As counsellors, we sometimes wrestle with the balance between fostering emotional safety and encouraging clients to confront the discomfort required for change. We know that strong therapeutic relationships are vital—but we also know that transformation is often born of struggle.
This raises a vital question:
Are we here to help clients feel better, or to help them face what’s hard enough to grow?
The answer begins with understanding why clients so often fail to learn from their own mistakes.
The Brain’s Shortcuts: Templates and Frameworks
From childhood, we’re taught to learn from experience. But unlike touching a hot stove (which is a physical experience we rarely repeat), emotional or cognitive experiences and errors are more complex.
As we grow up into adulthood, the brain builds shortcuts—templates—that guide decision-making, much like AI systems. These templates help us function as humans, but they also lock us into familiar patterns of thought and behaviour.
We refer to this internal processing system as our “operations framework”. It streamlines responses but often overrides new insights, especially when emotionally charged.
Two Elevators: The Emotional vs. Rational Mind
Humans operate with two metaphorical elevators in the brain:
- The Thinking Elevator (rational, logical, slow)
- The Feeling Elevator (emotional, instinctive, fast)
These elevators never move in sync. The more emotionally activated a person is, the less access they have to rational thought—and vice versa.
This disconnect explains why clients may “know better” but still fall into old patterns. The dominant elevator builds the strongest templates, eventually shaping their frame of reference—the lens through which they interpret and respond to the world.
How Cognitive Biases Reinforce the Familiar
Humans generally learn through association and generalisation. Their brains link repeating patterns—real or disorganised—and form templates that prioritize safety over novelty.
New information is filtered through these templates, distorted to align with what is familiar. Even if clients know they’re repeating harmful behaviours, subconsciously they may resist change simply because it feels safer to stay the same.
They also tend to:
- Select information that protects the ego
- Avoid insights that challenge their internal narratives
- Seek emotional security over cognitive correction
What Can We Do as Counsellors?
Here’s a practical framework to support clients in breaking through old patterns:
1. Create Emotional Safety
Safety is the cornerstone of therapeutic work. Without it, clients cannot access the thinking elevator. But safety alone doesn’t spark change—it simply makes it possible.

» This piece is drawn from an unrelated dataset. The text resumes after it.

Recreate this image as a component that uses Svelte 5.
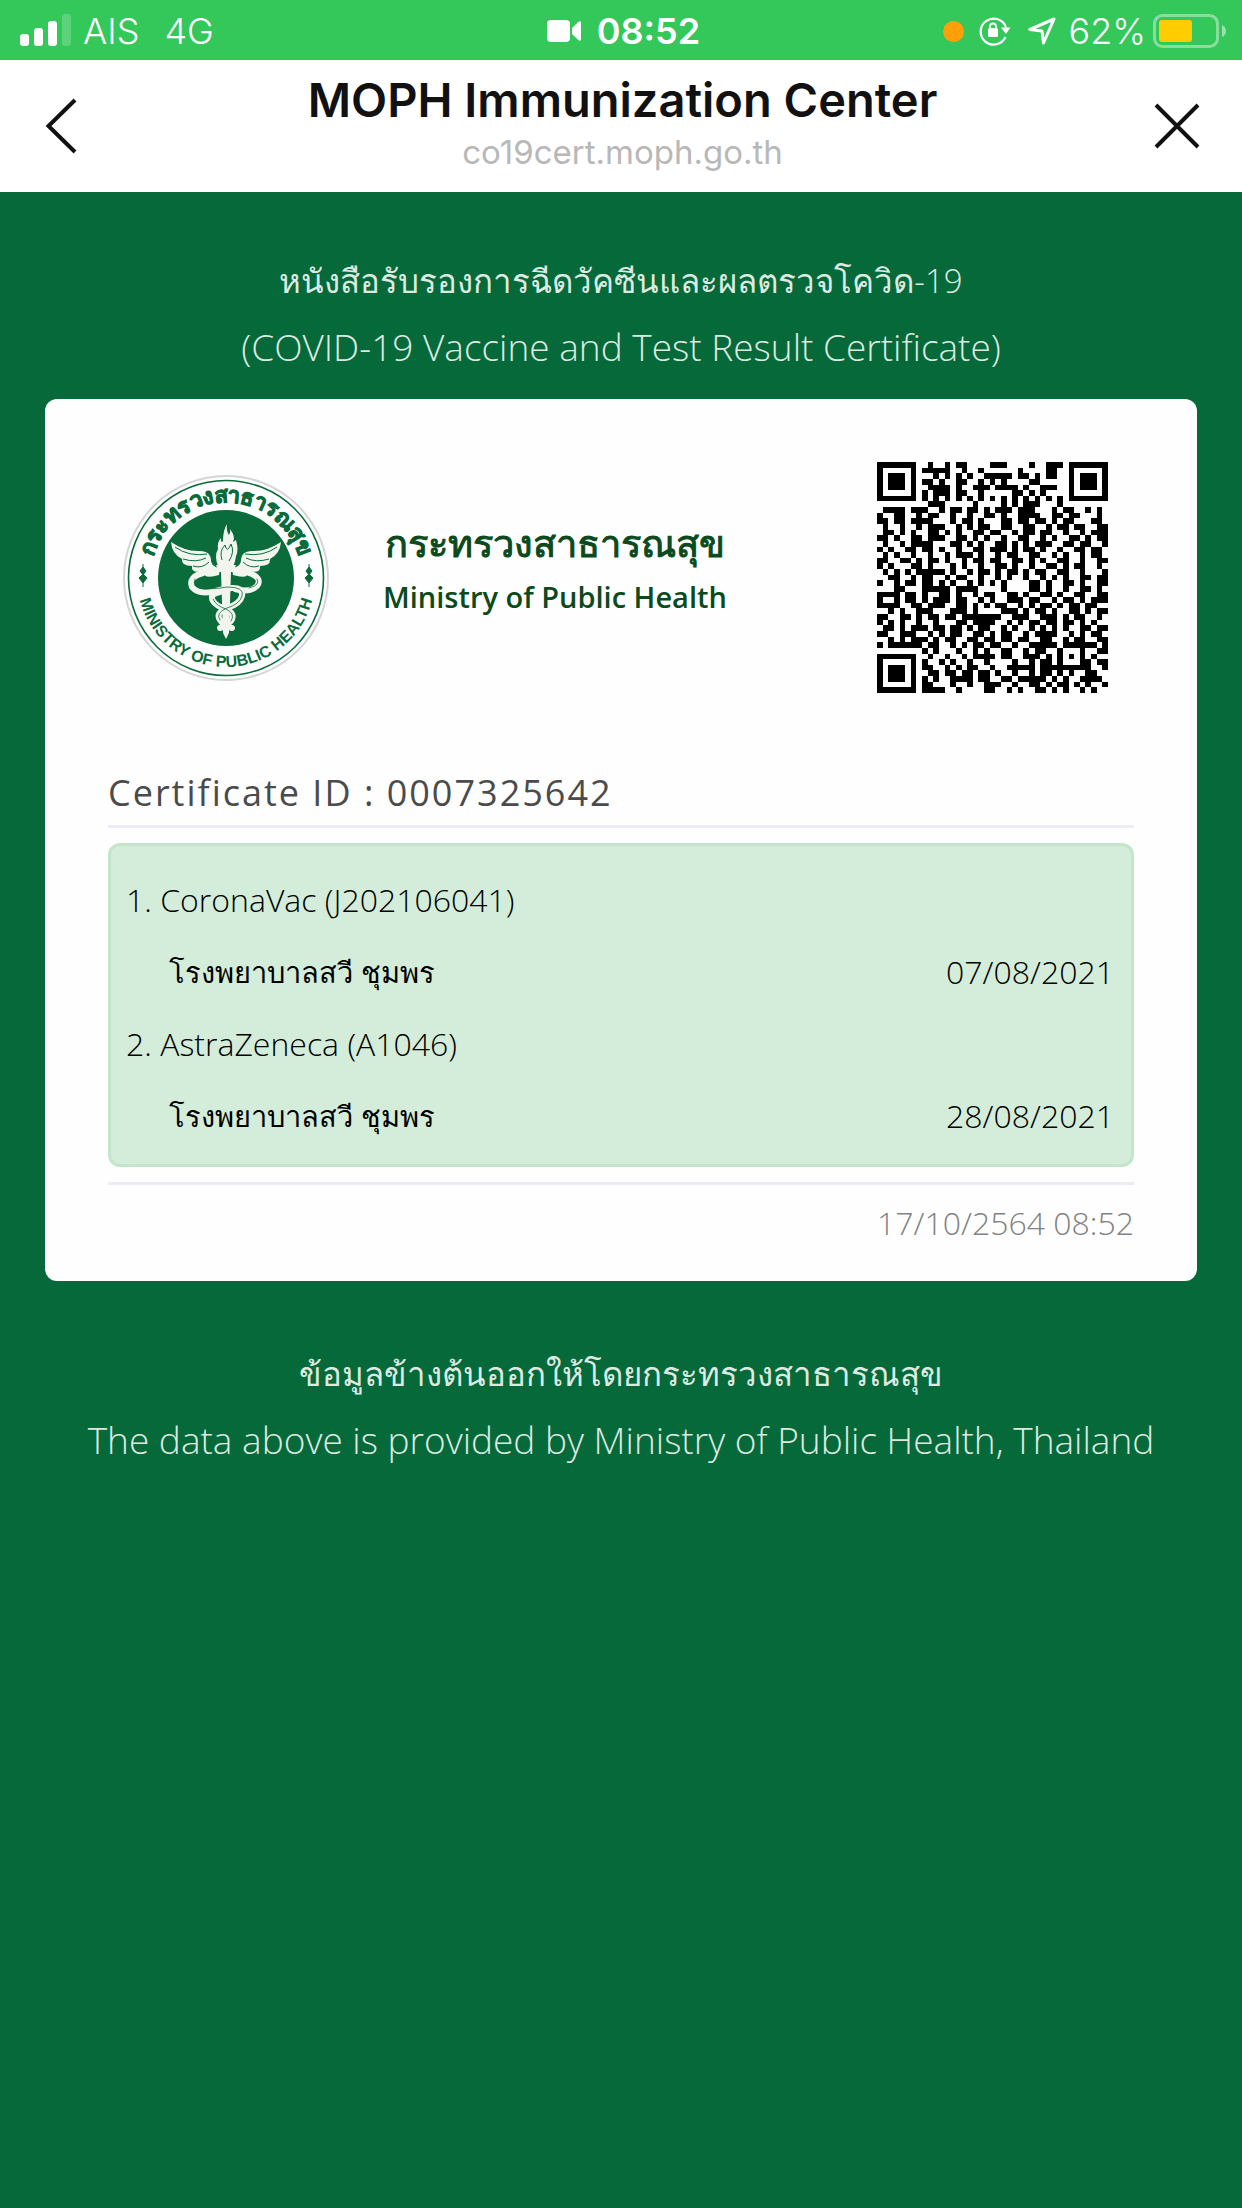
<script>
  const qrRows = [
    '#######..#..#.##....###....#..###.#######',
    '#.....#.#####..#..#......#....##..#.....#',
    '#.###.#...#.#.#.#..#####.##.#.##..#.###.#',
    '#.###.#.##.#..##..#.#.#....##.....#.###.#',
    '#.###.#..####.#..###.####.#..###..#.###.#',
    '#.....#.#.###.##..#.....##.#.#....#.....#',
    '#######.#.#.#.#.#.#.#.#.#.#.#.#.#.#######',
    '.........###.....#....#.#.###...#........',
    '.####.###..#.##.##.#.###.###...#.##..#.#.',
    '#..##..#.##..#..#..##.#..####..##.##...#.',
    '##.##.####...#.##.#...##.##.##.#.##...##.',
    '.#..#..#.###..#.#.##..##..##..#.##.##..##',
    '.##.#.#..##.#.#..##.##..#.##.##..#..#.###',
    '##.#..##.###..##.#.#..#..##..#.#..##.#.##',
    '.#..#.####...##.#.#..##.#.#.###..##.##..#',
    '#.#..##.##.#..#..##.###.#.##.#..#..##.##.',
    '.#.#..#..#..#.###.#..#.##..##..#.#..#.##.',
    '##..##.#.##.#..#.##.##..##.#.#..##..#..##',
    '#.#...##.#...#.#..#..##.#..#..##.#.##..#.',
    '.#.#.#.#####.#..#.##.#.##.#.##..##..#...#',
    '..##..#.##..#.##..#..#.#..#..#.#.#..##.##',
    '#..#.##.##.#.#..#.#.#.#....##.#..##.#..##',
    '...##...#####.####....#....##.#..#..##.#.',
    '####.##.#..##.#..#.##..##.#..##.#..##..##',
    '#..#.##.#.###.##..#.#..###.##..#.##.#.###',
    '####..##.###..##.#.#.##..#.#.##.#.##.##..',
    '..#.#..###...###.#....###.#.##.#..##.#.##',
    '##..##.#.##.##.#######..###..###.#.##..#.',
    '#.#.#..#..#...##.####..#.#.##.##.##.#.#..',
    '.##.#.###.##.##.#.##..#.#..#.#.#.#..##.##',
    '##..###..#.#.##..##.#.##..#.####..#.#.##.',
    '..#.#.###.#.##..##.##.##.##..##..#.##..##',
    '#.######.##..#.#.##.##..#..#####.######.#',
    '........#.#...#..#.#..##..#.##..#...#..##',
    '#######..#..#..#.####.##..###.#.#.#.#.#..',
    '#.....#.#..#.#..#..#....#..#.##.#...##.##',
    '#.###.#.##..#.#.##..#..#####.#########..#',
    '#.###.#..##.##.##.##.#..#..#.##.#.#..##..',
    '#.###.#.#.#..####.##..##.#####.#.#..####.',
    '#.....#.##...#..#..###..#..##.#.##.#.#..#',
    '#######.####..#....##..#.#..##.#.#..#.#..'
  ];
  const qrPath = qrRows
    .flatMap((row, y) => [...row].map((c, x) => (c === '#' ? `M${x} ${y}h1v1h-1z` : '')))
    .join('');
  const doses = [
    { name: 'CoronaVac', lot: 'J202106041', place: 'โรงพยาบาลสวี ชุมพร', date: '07/08/2021' },
    { name: 'AstraZeneca', lot: 'A1046', place: 'โรงพยาบาลสวี ชุมพร', date: '28/08/2021' }
  ];
</script>

<div class="screen">
  <div class="status">
    <div class="side">
      <svg class="signal" width="52" height="32" viewBox="0 0 52 32" fill="#fff" aria-hidden="true">
        <rect x="0" y="20" width="9" height="12" rx="3" />
        <rect x="14" y="14" width="9" height="18" rx="3" />
        <rect x="28" y="7" width="9" height="25" rx="3" />
        <rect x="42" y="0" width="9" height="32" rx="3" opacity=".2" />
      </svg>
      <span>AIS</span>
      <span class="net">4G</span>
    </div>
    <div class="clock">
      <svg width="34" height="22" viewBox="0 0 34 22" fill="#fff" aria-hidden="true">
        <rect width="23" height="22" rx="4" />
        <path d="M25 8L31 2.3Q34 0 34 3V19Q34 22 31 19.700L25 14Z" />
      </svg>
      <span>08:52</span>
    </div>
    <div class="side right">
      <i class="dot"></i>
      <svg class="lock" width="32" height="30" viewBox="0 0 32 30" aria-hidden="true">
        <path d="M26.500 21A13 13 0 1 1 27 11.500" fill="none" stroke="#fff" stroke-width="2.200" />
        <path d="M22 11.500h9.500L27 18z" fill="#fff" />
        <rect x="9" y="12" width="10" height="9" rx="1.500" fill="#fff" />
        <path d="M11 13V10.500a3 3 0 0 1 6 0V13" fill="none" stroke="#fff" stroke-width="1.800" />
      </svg>
      <svg class="arrow" width="28" height="28" viewBox="0 0 28 28" fill="none" stroke="#fff" stroke-width="3" stroke-linejoin="round" aria-hidden="true">
        <path d="M26 2L1.800 12.500L14 14L15.500 26Z" />
      </svg>
      <span>62%</span>
      <svg class="battery" width="74" height="34" viewBox="0 0 74 34" aria-hidden="true">
        <rect x="1.500" y="1.500" width="63" height="31" rx="8" fill="none" stroke="#fff" stroke-opacity=".42" stroke-width="3" />
        <rect x="6" y="6" width="33" height="22" rx="3" fill="#ffcc00" />
        <path d="M69 11q4 2 4 6t-4 6z" fill="#fff" fill-opacity=".5" />
      </svg>
    </div>
  </div>

  <header>
    <button aria-label="Back">
      <svg width="32" height="56" viewBox="0 0 32 56" fill="none" stroke="#111" stroke-width="4"><path d="M30 2L3.500 28L30 54" /></svg>
    </button>
    <div class="heading">
      <h1>MOPH Immunization Center</h1>
      <p>co19cert.moph.go.th</p>
    </div>
    <button aria-label="Close">
      <svg width="46" height="46" viewBox="0 0 46 46" fill="none" stroke="#111" stroke-width="4"><path d="M2 2L44 44M44 2L2 44" /></svg>
    </button>
  </header>

  <main>
    <div class="caption">
      <p class="thai">หนังสือรับรองการฉีดวัคซีนและผลตรวจโควิด-19</p>
      <p>(COVID-19 Vaccine and Test Result Certificate)</p>
    </div>

    <section class="card">
      <div class="brand">
        <svg class="seal" viewBox="0 0 206 206" role="img" aria-label="Ministry of Public Health seal">
          <defs>
            <path id="arcTop" d="M27 103A76 76 0 0 1 179 103" />
            <path id="arcBottom" d="M14 103A89 89 0 0 0 192 103" />
          </defs>
          <circle cx="103" cy="103" r="102" fill="#fff" stroke="#d5d5d5" stroke-width="2" />
          <circle cx="103" cy="103" r="97.500" fill="#fff" stroke="#0a6b3b" stroke-width="1.600" />
          <circle cx="103" cy="103" r="68" fill="#0a6b3b" />
          <text class="ring thai-ring"><textPath href="#arcTop" startOffset="50%" text-anchor="middle">กระทรวงสาธารณสุข</textPath></text>
          <text class="ring"><textPath href="#arcBottom" startOffset="50%" text-anchor="middle">MINISTRY OF PUBLIC HEALTH</textPath></text>
          <path
            d="M20 89V112M20 92l-3 4 3 4 3-4zM20 99l-4 4 4 5 4-5zM186 89V112M186 92l-3 4 3 4 3-4zM186 99l-4 4 4 5 4-5z"
            fill="#0a6b3b" stroke="#0a6b3b" stroke-width="1"
          />
          <g fill="#f1f5ee">
            <path d="M95 91Q91 81 95 74Q94 67 98 63Q98 69 100 66Q100 55 104 49Q103 56 106 60Q108 57 107 54Q113 62 110 67L113 65Q116 75 113 81Q112 88 110 91Z" />
            <path d="M96 100Q80 105 80 96Q68 99 69 91Q58 91 59 84Q49 79 48 67Q63 77 77 76Q88 76 88 86Q89 92 97 93Z" />
            <path d="M110 100Q126 105 126 96Q138 99 137 91Q148 91 147 84Q157 79 158 67Q143 77 129 76Q118 76 118 86Q117 92 109 93Z" />
            <path d="M93 90h20l-3 7h-2l-2 61-3 6-3-6-2-61h-2z" />
          </g>
          <path
            d="M52 72Q66 82 84 79M60 84Q73 88 83 83M70 91Q79 94 86 87M154 72Q140 82 122 79M146 84Q133 88 123 83M136 91Q127 94 120 87M99 85Q96 76 102 70Q104 79 108 69Q112 77 106 86"
            fill="none" stroke="#0a6b3b" stroke-width="1"
          />
          <g fill="none" stroke-linecap="round">
            <path d="M80 98Q65 102 69 112Q76 121 96 115Q121 109 119 121Q117 129 104 133Q92 138 97 145Q101 151 109 153M126 98Q140 103 134 111Q127 118 112 114M97 117Q86 119 90 126Q93 131 103 134Q113 139 108 146Q104 151 97 153" stroke="#f1f5ee" stroke-width="6" />
            <path d="M72 104Q68 112 82 114Q94 114 104 112Q122 112 119 121Q117 129 104 133Q92 138 97 145M134 104Q138 110 126 113M90 124Q93 131 103 134Q113 139 108 146" stroke="#0a6b3b" stroke-width=".8" />
          </g>
        </svg>
        <div class="ministry">
          <strong>กระทรวงสาธารณสุข</strong>
          <span>Ministry of Public Health</span>
        </div>
        <svg class="qr" viewBox="0 0 41 41" shape-rendering="crispEdges" role="img" aria-label="QR code"><path d={qrPath} /></svg>
      </div>

      <h2>Certificate ID : 0007325642</h2>
      <ol>
        {#each doses as dose, i}
          <li>
            <div class="row">{i + 1}. {dose.name} ({dose.lot})</div>
            <div class="row detail"><span class="place">{dose.place}</span><time>{dose.date}</time></div>
          </li>
        {/each}
      </ol>
      <p class="issued">17/10/2564 08:52</p>
    </section>

    <div class="caption foot">
      <p class="thai">ข้อมูลข้างต้นออกให้โดยกระทรวงสาธารณสุข</p>
      <p>The data above is provided by Ministry of Public Health, Thailand</p>
    </div>
  </main>
</div>

<style>
  :global(body) { background: #066939; }
  h1, h2, p, ol { margin: 0; padding: 0; font-weight: inherit; }
  .screen { font-family: 'Open Sans', 'Noto Sans', sans-serif; font-weight: 300; }
  svg { display: block; flex: none; }

  .status {
    display: grid;
    grid-template-columns: 1fr auto 1fr;
    align-items: center;
    height: 60px;
    padding: 2px 15px 0 20px;
    box-sizing: border-box;
    background: #34c759;
    color: #fff;
    font: 300 36px/56px Inter, sans-serif;
  }
  .side, .clock { display: flex; align-items: center; }
  .signal { margin: 0 11px 2px 0; }
  .net { margin-left: 25px; }
  .clock { gap: 16px; font-weight: 600; }
  .right { justify-content: flex-end; }
  .dot { width: 21px; height: 21px; border-radius: 50%; background: #ff9f0a; }
  .lock { margin-left: 15px; }
  .arrow { margin: 0 13px 0 17px; }
  .battery { margin-left: 7px; }

  header {
    display: flex;
    align-items: center;
    justify-content: space-between;
    height: 132px;
    padding: 0 42px 0 45px;
    box-sizing: border-box;
    background: #fff;
    font-family: Inter, sans-serif;
    text-align: center;
  }
  button { display: grid; place-items: center; width: 48px; height: 60px; padding: 0; border: 0; background: none; }
  button:first-child { justify-items: start; }
  button:last-child { justify-items: end; }
  h1 { color: #111; font-size: 47px; font-weight: 600; line-height: 56px; }
  .heading { padding-bottom: 4px; }
  .heading p { color: #b8b8b8; font-size: 33px; font-weight: 400; line-height: 48px; }

  main { padding: 56px 45px; }
  .caption { color: #dceae2; font-size: 37px; line-height: 66px; text-align: center; }
  .caption .thai { font-size: 33px; }
  .card { margin-top: 19px; padding: 63px 63px 32px; border-radius: 12px; background: #fefefe; }
  .brand { display: flex; align-items: center; }
  .seal { width: 206px; margin-left: 15px; }
  .ring { fill: #0a6b3b; font: 700 16px 'Liberation Sans', sans-serif; }
  .thai-ring { font-size: 22px; stroke: #0a6b3b; stroke-width: 1px; }
  .ministry { display: flex; flex-direction: column; margin: 0 auto 0 54px; padding-bottom: 18px; color: #0a4a1c; text-align: center; }
  .ministry strong { font-size: 38px; line-height: 56px; -webkit-text-stroke: 1px #0a4a1c; }
  .ministry span { font-size: 29px; font-weight: 600; line-height: 54px; }
  .qr { width: 231px; margin-right: 26px; }
  h2 {
    margin-top: 66px;
    padding-top: 2px;
    border-bottom: 3px solid #ececf6;
    color: #4b4b4b;
    font-size: 36px;
    font-weight: 400;
    letter-spacing: 2px;
    line-height: 64px;
  }
  ol {
    margin: 15px 0;
    padding: 18px 17px 12px 15px;
    border: 3px solid #c3e6cb;
    border-radius: 12px;
    background: #d4edda;
    color: #000;
    font-size: 32px;
    line-height: 72px;
    list-style: none;
  }
  .row { display: flex; justify-content: space-between; }
  .detail { padding-left: 43px; }
  .place { font-size: 29px; }
  .issued { padding-top: 12px; border-top: 3px solid #ececf6; color: #828282; font-size: 32px; line-height: 52px; text-align: right; }
  .foot { margin-top: 60px; }
</style>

2. Explore Both Facts and Feelings
Help clients look at their situation holistically:
- Have they experienced this before?
- How did they manage it then?
- What does it feel like now?
Balancing cognitive and emotional awareness fosters insight.
3. Co-Create a Plan for Action
Counselling isn’t just about insight—it’s about implementation. Agree on a strategy that includes:
- Specific behavioural steps
- Small, manageable risks
- Time limits and routine
- Built-in repetition and accountability
4. Normalize Mistakes as Part of Change
Help clients reframe mistakes as data, not failure. When shame or guilt decreases, openness to new learning increases. This encourages more experimentation and less fear of regression.
5. Build New Templates Through Repetition
Repeated exposure to new experiences allows clients to slowly rewire their mental frameworks. Over time, they begin to reference healthier templates when responding to stress or challenge.
A Final Word: Mistakes Are Messengers
As counsellors, we hold space for discomfort, uncertainty, and growth. We must continually remind ourselves—and our clients—that mistakes are not evidence of failure, but invitations to adapt.
When clients feel safe enough to make mistakes, reflect, and try again, they move closer to lasting transformation. And when we meet them with patience and clarity, we become co-facilitators in their pathway of self-awareness and behavioural change.